While employees in countless fields have been paid based on merit, or job performance, the idea of merit pay for teachers had been a source of controversy.
Up for vote on Nov. 4, Missouri Constitutional Amendment 3, a merit pay bill for teachers, required Missouri teachers to be evaluated based on their students’ performance data, gathered from standardized testing. From this information, teachers would have been paid, dismissed and demoted. The bill would have also eliminated tenure and required teachers to enter into three-year contracts with public school districts, while prohibiting teachers to collectively bargain regarding the evaluation system.
“I think teachers will be fearful about their future in education, and for students it would be a detriment because well-established teachers making a decent living might choose to go out of state,” French teacher Dave Fritz said. “I think it would also be hard for Missouri to attract quality teachers to come here and teach.”

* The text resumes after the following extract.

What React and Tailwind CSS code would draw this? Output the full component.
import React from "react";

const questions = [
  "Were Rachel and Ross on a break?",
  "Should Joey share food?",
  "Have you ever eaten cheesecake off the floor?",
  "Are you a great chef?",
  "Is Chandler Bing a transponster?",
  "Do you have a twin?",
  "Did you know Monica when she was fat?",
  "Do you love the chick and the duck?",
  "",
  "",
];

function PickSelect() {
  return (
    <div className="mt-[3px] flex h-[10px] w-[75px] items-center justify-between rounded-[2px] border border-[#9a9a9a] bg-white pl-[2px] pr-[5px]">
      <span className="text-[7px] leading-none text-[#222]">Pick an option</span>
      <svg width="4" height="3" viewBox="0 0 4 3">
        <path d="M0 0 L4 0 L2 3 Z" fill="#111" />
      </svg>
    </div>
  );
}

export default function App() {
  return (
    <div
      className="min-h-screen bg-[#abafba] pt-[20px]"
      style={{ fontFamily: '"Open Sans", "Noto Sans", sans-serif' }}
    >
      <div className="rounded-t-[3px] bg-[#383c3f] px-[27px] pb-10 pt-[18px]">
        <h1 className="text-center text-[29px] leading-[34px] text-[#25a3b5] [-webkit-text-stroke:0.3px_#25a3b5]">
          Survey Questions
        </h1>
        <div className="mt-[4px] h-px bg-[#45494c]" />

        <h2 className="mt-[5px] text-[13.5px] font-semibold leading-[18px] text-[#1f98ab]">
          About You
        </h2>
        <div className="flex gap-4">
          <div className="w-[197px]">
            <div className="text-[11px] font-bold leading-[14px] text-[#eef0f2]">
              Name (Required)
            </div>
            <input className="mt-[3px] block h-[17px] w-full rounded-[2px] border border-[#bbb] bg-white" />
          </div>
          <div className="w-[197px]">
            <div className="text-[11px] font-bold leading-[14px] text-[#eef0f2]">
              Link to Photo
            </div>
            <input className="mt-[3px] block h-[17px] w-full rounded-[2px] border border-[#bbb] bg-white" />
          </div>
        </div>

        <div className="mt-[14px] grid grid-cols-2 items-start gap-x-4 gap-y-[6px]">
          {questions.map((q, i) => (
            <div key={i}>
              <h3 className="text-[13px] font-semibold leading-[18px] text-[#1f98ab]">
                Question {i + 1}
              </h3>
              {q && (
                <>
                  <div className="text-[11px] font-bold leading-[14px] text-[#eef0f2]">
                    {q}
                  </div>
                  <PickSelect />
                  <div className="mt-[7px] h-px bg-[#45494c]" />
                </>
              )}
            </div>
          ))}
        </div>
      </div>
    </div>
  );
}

The State recently modified teacher evaluation standards, requiring teachers to be evaluated on nine standards which include cognitive engagement of students, implementation of curriculum standards and effect of instruction on individual class learning.
“In the end, a lot of what you do as a teacher is not quantifiable,” AP Language and Composition and creative writing teacher Jani Wilkens said. “The way you make students feel in your classroom, the way you create a climate where kids are willing to share and be wrong or the way you allow students to fail sometimes, just so they can realize a mistake to learn from. All these things are not figured out through tests.”
According to State Representative Bryan Spencer, the passing of Amendment 3 would have also meant the loss of parent rights in their child’s education, as well as the removal of power from school districts to the Department of Elementary and Secondary Education (DESE).
“The other parts [of the amendment] that deal with turning over all control to DESE, the state agency, I do not like,” Spencer said. “I’m a strong believer that parents are the ultimate decision maker in a child’s education.”
Several states have tried to implement similar policies. In 2011, Texas’ District Awards for Teacher Excellence program was cut from $392 million to $24 million in funding, and has been renamed the Educator Excellence Innovation Program. Eligible teachers must submit plans to enhance educator performance in order to receive grant funding. In Florida, Senate Bill 736 was dedicated to performance pay based on teacher evaluations, providing a pay raise for educators rated “highly effective” and “effective.”
“I think when you create a competitive climate for teachers, it is so wrong when it comes to what you’re supposed to do as an educator,” Wilkens said. “As an educator, I am supposed to care about the futures of not only my own students, but all students, all kids, all people who are interested in learning.”